Requests are often made for homeworking by employees or workers who believe they will find it easier to manage their work and personal commitments. What appears as an advantage may, however, not always prove to be one in practice. Some homeworkers find it more difficult to keep work and home life separate, not always knowing when to stop. This also suggests that, in reality, the common concern shared by employers, that a homeworker may not do their share, is often misplaced.

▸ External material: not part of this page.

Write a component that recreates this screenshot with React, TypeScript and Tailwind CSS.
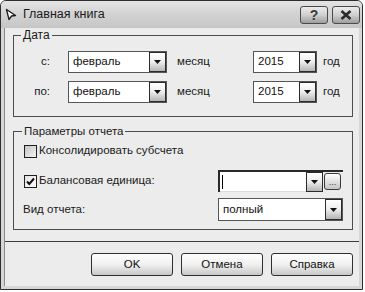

Another potential drawback for homeworkers is that they may experience loneliness and boredom, feel alienated from their organisation and developments within it, and may miss workplace facilities.
When an employee makes a request for homeworking it should be addressed using your flexible working request procedures.
There are a number of things to consider when making a decision on such a request including; what equipment will be required, health and safety obligations relating to the workplace within the home, terms and conditions around hours of work, any requirements to attend the office and team meetings, the employer’s right to enter the home and any contributions towards utilities.
It is often worth considering such arrangements on a trial basis with a right to terminate the arrangement and revert to original arrangements should such a trial prove ineffective for either party.